While the region abounds with many opportunities to test one’s physical limits on more strenuous ascents, OM’s forest is staking out its own unique territory, attracting visitors who, for a variety of reasons, wish to spend time in nature without necessarily needing to set a speed record or bag the highest peak. Mildred Barya, a Richmond Hill neighbor who first visited OM for a wellness retreat, says, “Walking the OM trail has taught me to become fully human. At first I thought I was just getting exercise, fresh air… but then realized that I was becoming more observant, not because I was expecting to chance upon a bear or mother turkey with her poults, but other aspects of my life were changing as well. I would return to work with greater focus and attention. I started to hear sounds I had not heard before, to see clearly, and to feel a deep, comforting knowing about certain issues I’d been pondering. I thank the trail for bringing into my life a new level of appreciation, joy, and clarity.” OM’s trail isn’t for outwardly visible rewards. It’s a place simply to be. 

One program OM offers to help guests do just that is forest bathing (the Japanese practice of shinrin yoku), led by Wellness Director Mary Liske. Forest bathing not only lowers heart rate and boosts the immune systems; it’s been proven to reduce stress, boost creativity and increase feelings of happiness. A daily dose of just half an hour in nature works wonders. EPA studies have shown that the average American spends more than 90% of their time indoors. And as we’ve learned these past months when we’ve been denied access to parks, never have we needed nature so much. “People feel overbooked and too busy,” Stanback says. “We want to help them to unplug and slow down.”

Stanback often speaks of the symbiotic relationship between humans and nature, and she hopes to cultivate a similar symbiosis between OM Sanctuary and the community it’s being created to serve. During OM’s temporary closure forced by Covid-19, Stanback is visibly moved each time even the smallest donation arrives to help with trail maintenance and ongoing forest restoration. When the sanctuary reopens in mid-September, Stanback looks forward to involving those interested in the many facets of OM, be they cultural evenings, educational events, learning seminars around bee pollination and food gardens, or the creation of more mind-body programs to benefit heart and soul.

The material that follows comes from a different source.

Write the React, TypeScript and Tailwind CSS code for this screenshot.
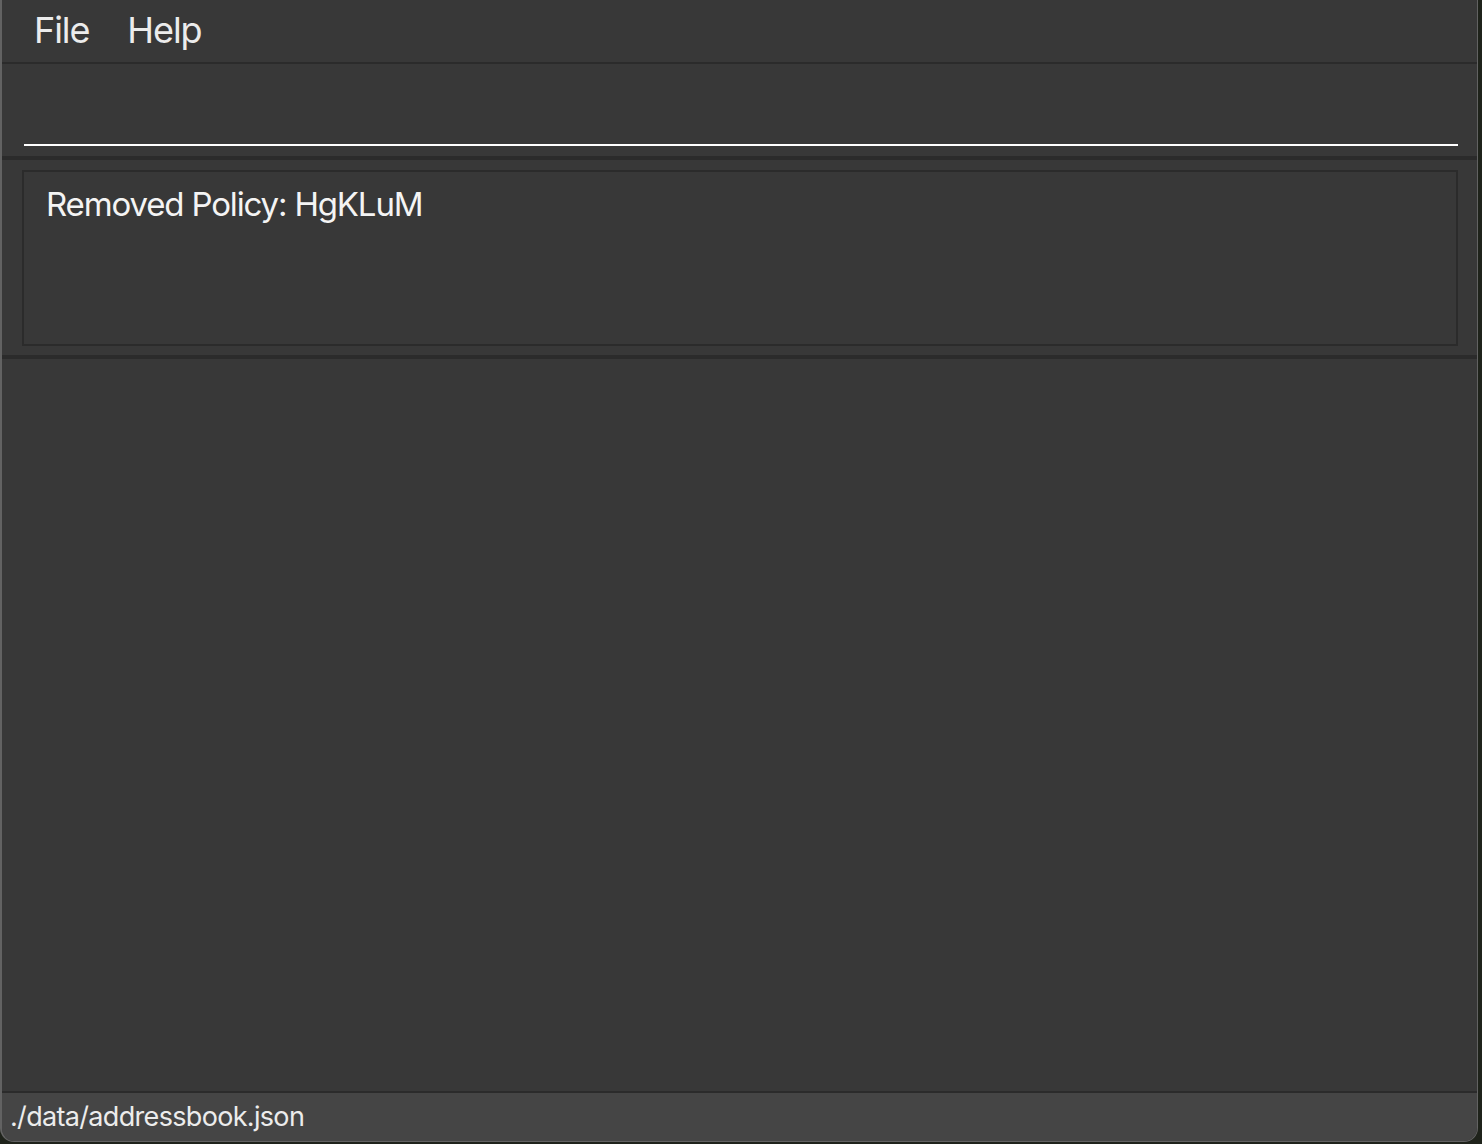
const App = () => {
  return (
    <div className="w-[1482px] h-[1144px] bg-[#1f231b] flex" style={{ fontFamily: 'Inter, "Noto Sans", sans-serif' }}>
      <div className="w-[1478px] h-[1142px] flex flex-col bg-[#383838] border-l-2 border-r border-b border-[#626262] rounded-b-[14px] overflow-hidden">
        {/* menu bar */}
        <div className="h-[62px] flex items-center gap-[38px] pl-[32px] pb-[3px] text-[36px] tracking-[-0.03em] text-[#ececec]">
          <span>File</span>
          <span>Help</span>
        </div>
        <div className="h-[2px] bg-[#2b2b2b]" />

        {/* command box */}
        <div className="h-[92px] flex flex-col justify-end pb-[10px] pl-[22px] pr-[19px]">
          <div className="h-[2px] bg-white" />
        </div>
        <div className="h-[4px] bg-[#2b2b2b]" />

        {/* result display */}
        <div className="h-[195px] pt-[10px] pl-[20px] pr-[19px]">
          <div className="h-[176px] border-2 border-[#2b2b2b] pl-[22px] pt-[16px] text-[33px] leading-none tracking-[-0.035em] text-[#f4f4f4]">
            Removed Policy: HgKLuM
          </div>
        </div>
        <div className="h-[4px] bg-[#2b2b2b]" />

        {/* list area */}
        <div className="flex-1" />

        {/* status bar */}
        <div className="h-[2px] bg-[#2b2b2b]" />
        <div className="h-[48px] bg-[#454545] flex items-center pl-[8px] text-[27px] tracking-[-0.025em] text-[#ececec]">
          ./data/addressbook.json
        </div>
      </div>
    </div>
  );
};

export default App;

“Whole people,” she says, “are needed to create a whole planet.” 

Indeed, if we’ve learned anything during the pandemic, it’s that being closer to nature is more crucial than ever. With limited access to parks and beaches these last several months, it’s become abundantly clear that we are less human without it. 

When seeing firsthand this forest that Stanback has saved, one can’t help but view OM’s accomplishment as something of a sublime protest to benefit all. Her action is perhaps quieter than many of the turbulent conversations swirling about our country right now, but that does not make it less profound. As so many urban forests vanish, Stanback stands her ground firmly as if to say, “I nurture this forest so that the forest may nurture all.” 

The week we met, Stanback, still adjusting to the many challenges brought on by pandemic closures, wasn’t as daunted by revenue losses and uncertainties as she was excited about OM’s future and its many possibilities to serve.

In the midst of many financial and logistical hurdles still to clear during this worldwide cosmic reset, Stanback not only remains undaunted; she also takes a moment to embody all that OM is when she celebrates a fawn being born in OM’s forest one Sunday in June. The tiny deer seems not only a good omen, but also serves as inspiration to strengthen Stanback’s resolve to be even more certain of her work during uncertain times. 

That fawn will hopefully give birth in OM’s forest next year. And one day in the distant future, a child first introduced to nature in the OM forest will stand holding her own daughter just as Stanback did long ago in these wondrous woods so close to town.